• [Problem details]: Repeat the material verbatim and drop the pictures.

• [Dataset section]:
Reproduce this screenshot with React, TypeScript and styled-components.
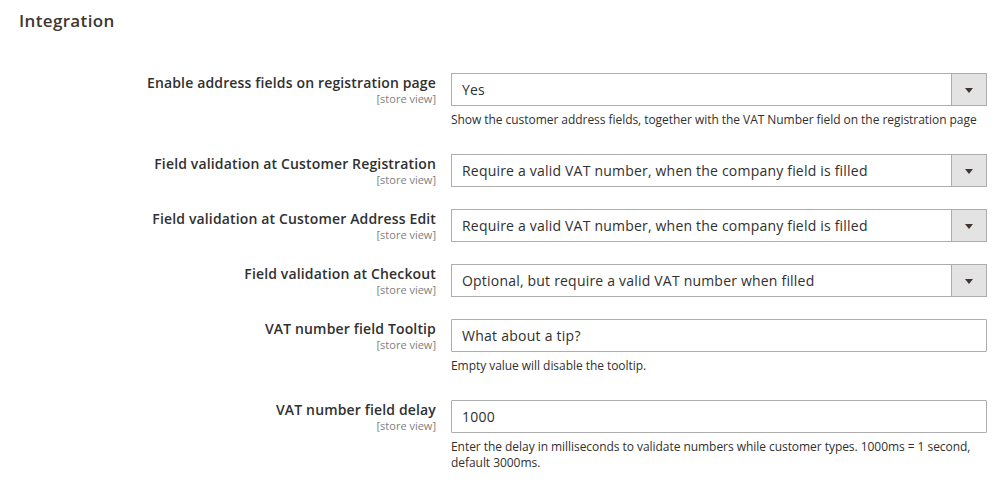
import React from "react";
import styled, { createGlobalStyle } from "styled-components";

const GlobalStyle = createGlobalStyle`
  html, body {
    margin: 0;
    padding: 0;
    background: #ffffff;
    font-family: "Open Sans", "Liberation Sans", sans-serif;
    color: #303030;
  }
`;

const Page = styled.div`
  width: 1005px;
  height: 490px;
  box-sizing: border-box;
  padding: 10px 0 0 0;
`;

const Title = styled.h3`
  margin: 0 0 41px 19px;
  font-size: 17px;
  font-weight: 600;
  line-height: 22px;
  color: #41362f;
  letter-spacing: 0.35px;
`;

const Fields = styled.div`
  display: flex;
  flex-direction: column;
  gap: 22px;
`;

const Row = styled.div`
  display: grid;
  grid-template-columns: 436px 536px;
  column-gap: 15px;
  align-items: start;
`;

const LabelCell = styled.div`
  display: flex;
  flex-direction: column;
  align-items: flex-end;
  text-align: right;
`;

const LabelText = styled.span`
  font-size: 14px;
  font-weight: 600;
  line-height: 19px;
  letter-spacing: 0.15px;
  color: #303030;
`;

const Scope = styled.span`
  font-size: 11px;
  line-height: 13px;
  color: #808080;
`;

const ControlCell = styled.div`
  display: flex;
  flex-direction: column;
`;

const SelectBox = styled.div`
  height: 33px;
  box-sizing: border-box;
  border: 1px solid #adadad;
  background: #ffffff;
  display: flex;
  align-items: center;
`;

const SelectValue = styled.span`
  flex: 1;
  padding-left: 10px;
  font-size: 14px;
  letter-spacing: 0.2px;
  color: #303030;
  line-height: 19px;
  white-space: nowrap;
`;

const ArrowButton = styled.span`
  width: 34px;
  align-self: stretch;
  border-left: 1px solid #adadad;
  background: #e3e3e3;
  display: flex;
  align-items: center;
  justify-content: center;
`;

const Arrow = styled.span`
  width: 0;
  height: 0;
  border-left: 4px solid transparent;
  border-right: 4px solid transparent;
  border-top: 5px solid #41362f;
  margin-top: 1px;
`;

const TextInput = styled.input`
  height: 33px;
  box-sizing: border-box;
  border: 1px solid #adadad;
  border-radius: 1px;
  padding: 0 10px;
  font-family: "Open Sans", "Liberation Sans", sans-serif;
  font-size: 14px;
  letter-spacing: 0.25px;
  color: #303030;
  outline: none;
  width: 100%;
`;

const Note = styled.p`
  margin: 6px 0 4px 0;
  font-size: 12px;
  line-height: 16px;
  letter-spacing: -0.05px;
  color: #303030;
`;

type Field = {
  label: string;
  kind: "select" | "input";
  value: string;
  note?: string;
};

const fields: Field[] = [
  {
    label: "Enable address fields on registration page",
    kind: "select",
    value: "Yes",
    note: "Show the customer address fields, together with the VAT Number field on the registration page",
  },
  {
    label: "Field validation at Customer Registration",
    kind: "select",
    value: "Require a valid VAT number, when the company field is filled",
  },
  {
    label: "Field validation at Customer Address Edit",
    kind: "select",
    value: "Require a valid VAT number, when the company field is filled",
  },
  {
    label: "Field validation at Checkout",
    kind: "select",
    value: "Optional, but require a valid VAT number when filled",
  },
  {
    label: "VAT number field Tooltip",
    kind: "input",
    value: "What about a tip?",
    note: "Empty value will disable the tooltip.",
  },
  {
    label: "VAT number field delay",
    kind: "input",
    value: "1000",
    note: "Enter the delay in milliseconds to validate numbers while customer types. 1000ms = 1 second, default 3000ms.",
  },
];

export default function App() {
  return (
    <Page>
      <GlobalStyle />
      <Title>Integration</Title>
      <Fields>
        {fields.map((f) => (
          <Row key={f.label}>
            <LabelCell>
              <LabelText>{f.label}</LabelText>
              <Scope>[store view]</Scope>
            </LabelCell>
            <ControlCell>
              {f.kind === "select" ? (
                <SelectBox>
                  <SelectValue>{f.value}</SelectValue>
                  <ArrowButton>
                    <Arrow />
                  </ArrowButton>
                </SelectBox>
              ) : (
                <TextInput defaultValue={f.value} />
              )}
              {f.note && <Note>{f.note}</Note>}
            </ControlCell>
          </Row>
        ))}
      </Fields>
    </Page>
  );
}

• [Solution to this exercise]:
Reproduce this screenshot with React, TypeScript and styled-components.
import React from "react";
import styled, { createGlobalStyle } from "styled-components";

const GlobalStyle = createGlobalStyle`
  html, body {
    margin: 0;
    padding: 0;
    background: #ffffff;
    font-family: "Open Sans", "Liberation Sans", sans-serif;
    color: #303030;
  }
`;

const Page = styled.div`
  width: 1005px;
  height: 490px;
  box-sizing: border-box;
  padding: 10px 0 0 0;
`;

const Title = styled.h3`
  margin: 0 0 41px 19px;
  font-size: 17px;
  font-weight: 600;
  line-height: 22px;
  color: #41362f;
  letter-spacing: 0.35px;
`;

const Fields = styled.div`
  display: flex;
  flex-direction: column;
  gap: 22px;
`;

const Row = styled.div`
  display: grid;
  grid-template-columns: 436px 536px;
  column-gap: 15px;
  align-items: start;
`;

const LabelCell = styled.div`
  display: flex;
  flex-direction: column;
  align-items: flex-end;
  text-align: right;
`;

const LabelText = styled.span`
  font-size: 14px;
  font-weight: 600;
  line-height: 19px;
  letter-spacing: 0.15px;
  color: #303030;
`;

const Scope = styled.span`
  font-size: 11px;
  line-height: 13px;
  color: #808080;
`;

const ControlCell = styled.div`
  display: flex;
  flex-direction: column;
`;

const SelectBox = styled.div`
  height: 33px;
  box-sizing: border-box;
  border: 1px solid #adadad;
  background: #ffffff;
  display: flex;
  align-items: center;
`;

const SelectValue = styled.span`
  flex: 1;
  padding-left: 10px;
  font-size: 14px;
  letter-spacing: 0.2px;
  color: #303030;
  line-height: 19px;
  white-space: nowrap;
`;

const ArrowButton = styled.span`
  width: 34px;
  align-self: stretch;
  border-left: 1px solid #adadad;
  background: #e3e3e3;
  display: flex;
  align-items: center;
  justify-content: center;
`;

const Arrow = styled.span`
  width: 0;
  height: 0;
  border-left: 4px solid transparent;
  border-right: 4px solid transparent;
  border-top: 5px solid #41362f;
  margin-top: 1px;
`;

const TextInput = styled.input`
  height: 33px;
  box-sizing: border-box;
  border: 1px solid #adadad;
  border-radius: 1px;
  padding: 0 10px;
  font-family: "Open Sans", "Liberation Sans", sans-serif;
  font-size: 14px;
  letter-spacing: 0.25px;
  color: #303030;
  outline: none;
  width: 100%;
`;

const Note = styled.p`
  margin: 6px 0 4px 0;
  font-size: 12px;
  line-height: 16px;
  letter-spacing: -0.05px;
  color: #303030;
`;

type Field = {
  label: string;
  kind: "select" | "input";
  value: string;
  note?: string;
};

const fields: Field[] = [
  {
    label: "Enable address fields on registration page",
    kind: "select",
    value: "Yes",
    note: "Show the customer address fields, together with the VAT Number field on the registration page",
  },
  {
    label: "Field validation at Customer Registration",
    kind: "select",
    value: "Require a valid VAT number, when the company field is filled",
  },
  {
    label: "Field validation at Customer Address Edit",
    kind: "select",
    value: "Require a valid VAT number, when the company field is filled",
  },
  {
    label: "Field validation at Checkout",
    kind: "select",
    value: "Optional, but require a valid VAT number when filled",
  },
  {
    label: "VAT number field Tooltip",
    kind: "input",
    value: "What about a tip?",
    note: "Empty value will disable the tooltip.",
  },
  {
    label: "VAT number field delay",
    kind: "input",
    value: "1000",
    note: "Enter the delay in milliseconds to validate numbers while customer types. 1000ms = 1 second, default 3000ms.",
  },
];

export default function App() {
  return (
    <Page>
      <GlobalStyle />
      <Title>Integration</Title>
      <Fields>
        {fields.map((f) => (
          <Row key={f.label}>
            <LabelCell>
              <LabelText>{f.label}</LabelText>
              <Scope>[store view]</Scope>
            </LabelCell>
            <ControlCell>
              {f.kind === "select" ? (
                <SelectBox>
                  <SelectValue>{f.value}</SelectValue>
                  <ArrowButton>
                    <Arrow />
                  </ArrowButton>
                </SelectBox>
              ) : (
                <TextInput defaultValue={f.value} />
              )}
              {f.note && <Note>{f.note}</Note>}
            </ControlCell>
          </Row>
        ))}
      </Fields>
    </Page>
  );
}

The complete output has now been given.